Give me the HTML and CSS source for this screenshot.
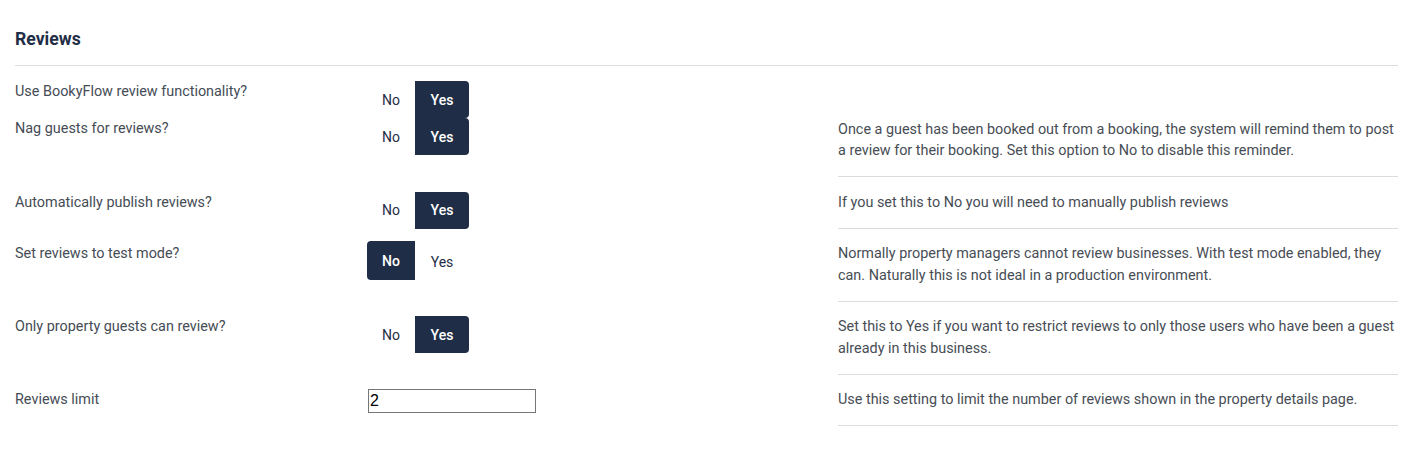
FILE: index.html
```html
<!DOCTYPE html>
<html>
<head>
<meta charset="utf-8">
<link rel="stylesheet" href="styles.css">
</head>
<body>
<div class="page">
  <h2 class="title">Reviews</h2>
  <div class="divider"></div>

  <div class="row first">
    <div class="label">Use BookyFlow review functionality?</div>
    <div class="control">
      <div class="toggle"><span class="opt">No</span><span class="opt on last">Yes</span></div>
    </div>
    <div class="desc-empty"></div>
  </div>

  <div class="row tight">
    <div class="label">Nag guests for reviews?</div>
    <div class="control">
      <div class="toggle"><span class="opt">No</span><span class="opt on last">Yes</span></div>
    </div>
    <div class="desc shift">Once a guest has been booked out from a booking, the system will remind them to post a review for their booking. Set this option to No to disable this reminder.</div>
  </div>

  <div class="row r3">
    <div class="label">Automatically publish reviews?</div>
    <div class="control">
      <div class="toggle"><span class="opt">No</span><span class="opt on last">Yes</span></div>
    </div>
    <div class="desc">If you set this to No you will need to manually publish reviews</div>
  </div>

  <div class="row">
    <div class="label">Set reviews to test mode?</div>
    <div class="control">
      <div class="toggle"><span class="opt on first-opt">No</span><span class="opt">Yes</span></div>
    </div>
    <div class="desc">Normally property managers cannot review businesses. With test mode enabled, they can. Naturally this is not ideal in a production environment.</div>
  </div>

  <div class="row">
    <div class="label">Only property guests can review?</div>
    <div class="control">
      <div class="toggle"><span class="opt">No</span><span class="opt on last">Yes</span></div>
    </div>
    <div class="desc">Set this to Yes if you want to restrict reviews to only those users who have been a guest already in this business.</div>
  </div>

  <div class="row">
    <div class="label">Reviews limit</div>
    <div class="control">
      <input class="num" type="text" value="2">
    </div>
    <div class="desc last-desc">Use this setting to limit the number of reviews shown in the property details page.</div>
  </div>
</div>
</body>
</html>
```

FILE: styles.css
```css
html, body {
  margin: 0;
  padding: 0;
  background: #ffffff;
}

body {
  font-family: Roboto, "Liberation Sans", Arial, sans-serif;
  font-size: 14.4px;
  color: #474d55;
}

.page {
  width: 1383px;
  padding: 0 15px;
}

.title {
  margin: 0;
  padding-top: 29px;
  font-size: 17.6px;
  line-height: 21px;
  font-weight: 700;
  color: #1f2e46;
}

.divider {
  margin-top: 15px;
  border-top: 1px solid #dcdcdc;
}

.row {
  display: grid;
  grid-template-columns: 352px 471px 560px;
  align-items: start;
  margin-top: 14px;
}

.row.first {
  margin-top: 15px;
}

.row.tight {
  margin-top: 0;
}

.row.r3 {
  margin-top: 15px;
}

.label {
  line-height: 21.45px;
  color: #454c55;
}

.toggle {
  display: flex;
  align-items: stretch;
}

.opt {
  display: flex;
  align-items: center;
  justify-content: center;
  height: 37px;
  font-size: 14px;
  font-weight: 400;
  color: #1f2e46;
}

.opt:first-child {
  width: 48px;
}

.opt:last-child {
  width: 54px;
}

.opt.on {
  background: #1f2e46;
  color: #ffffff;
  font-weight: 500;
}

.opt.on.last {
  border-radius: 0 4px 4px 0;
}

.opt.on.first-opt {
  border-radius: 4px 0 0 4px;
  height: 39px;
  margin-top: -2px;
}

.desc {
  line-height: 21.45px;
  padding-bottom: 15px;
  border-bottom: 1px solid #dcdcdc;
  color: #474d55;
}

.desc.shift {
  padding-top: 1px;
  padding-bottom: 14px;
}

.desc.last-desc {
  padding-bottom: 14px;
}

.num {
  display: block;
  box-sizing: border-box;
  width: 168px;
  height: 24px;
  margin: 0 0 0 1px;
  padding: 0 1px;
  border: 1px solid #767676;
  font-family: "Liberation Sans", Arial, sans-serif;
  font-size: 16px;
  color: #000000;
  background: #ffffff;
}
```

* PROBLEM REQUIREMENTS *
Do not include the images; transcribe the rest of the listing exactly.

* CORRECT ANSWER *
Give me the HTML and CSS source for this screenshot.
FILE: index.html
```html
<!DOCTYPE html>
<html>
<head>
<meta charset="utf-8">
<link rel="stylesheet" href="styles.css">
</head>
<body>
<div class="page">
  <h2 class="title">Reviews</h2>
  <div class="divider"></div>

  <div class="row first">
    <div class="label">Use BookyFlow review functionality?</div>
    <div class="control">
      <div class="toggle"><span class="opt">No</span><span class="opt on last">Yes</span></div>
    </div>
    <div class="desc-empty"></div>
  </div>

  <div class="row tight">
    <div class="label">Nag guests for reviews?</div>
    <div class="control">
      <div class="toggle"><span class="opt">No</span><span class="opt on last">Yes</span></div>
    </div>
    <div class="desc shift">Once a guest has been booked out from a booking, the system will remind them to post a review for their booking. Set this option to No to disable this reminder.</div>
  </div>

  <div class="row r3">
    <div class="label">Automatically publish reviews?</div>
    <div class="control">
      <div class="toggle"><span class="opt">No</span><span class="opt on last">Yes</span></div>
    </div>
    <div class="desc">If you set this to No you will need to manually publish reviews</div>
  </div>

  <div class="row">
    <div class="label">Set reviews to test mode?</div>
    <div class="control">
      <div class="toggle"><span class="opt on first-opt">No</span><span class="opt">Yes</span></div>
    </div>
    <div class="desc">Normally property managers cannot review businesses. With test mode enabled, they can. Naturally this is not ideal in a production environment.</div>
  </div>

  <div class="row">
    <div class="label">Only property guests can review?</div>
    <div class="control">
      <div class="toggle"><span class="opt">No</span><span class="opt on last">Yes</span></div>
    </div>
    <div class="desc">Set this to Yes if you want to restrict reviews to only those users who have been a guest already in this business.</div>
  </div>

  <div class="row">
    <div class="label">Reviews limit</div>
    <div class="control">
      <input class="num" type="text" value="2">
    </div>
    <div class="desc last-desc">Use this setting to limit the number of reviews shown in the property details page.</div>
  </div>
</div>
</body>
</html>
```

FILE: styles.css
```css
html, body {
  margin: 0;
  padding: 0;
  background: #ffffff;
}

body {
  font-family: Roboto, "Liberation Sans", Arial, sans-serif;
  font-size: 14.4px;
  color: #474d55;
}

.page {
  width: 1383px;
  padding: 0 15px;
}

.title {
  margin: 0;
  padding-top: 29px;
  font-size: 17.6px;
  line-height: 21px;
  font-weight: 700;
  color: #1f2e46;
}

.divider {
  margin-top: 15px;
  border-top: 1px solid #dcdcdc;
}

.row {
  display: grid;
  grid-template-columns: 352px 471px 560px;
  align-items: start;
  margin-top: 14px;
}

.row.first {
  margin-top: 15px;
}

.row.tight {
  margin-top: 0;
}

.row.r3 {
  margin-top: 15px;
}

.label {
  line-height: 21.45px;
  color: #454c55;
}

.toggle {
  display: flex;
  align-items: stretch;
}

.opt {
  display: flex;
  align-items: center;
  justify-content: center;
  height: 37px;
  font-size: 14px;
  font-weight: 400;
  color: #1f2e46;
}

.opt:first-child {
  width: 48px;
}

.opt:last-child {
  width: 54px;
}

.opt.on {
  background: #1f2e46;
  color: #ffffff;
  font-weight: 500;
}

.opt.on.last {
  border-radius: 0 4px 4px 0;
}

.opt.on.first-opt {
  border-radius: 4px 0 0 4px;
  height: 39px;
  margin-top: -2px;
}

.desc {
  line-height: 21.45px;
  padding-bottom: 15px;
  border-bottom: 1px solid #dcdcdc;
  color: #474d55;
}

.desc.shift {
  padding-top: 1px;
  padding-bottom: 14px;
}

.desc.last-desc {
  padding-bottom: 14px;
}

.num {
  display: block;
  box-sizing: border-box;
  width: 168px;
  height: 24px;
  margin: 0 0 0 1px;
  padding: 0 1px;
  border: 1px solid #767676;
  font-family: "Liberation Sans", Arial, sans-serif;
  font-size: 16px;
  color: #000000;
  background: #ffffff;
}
```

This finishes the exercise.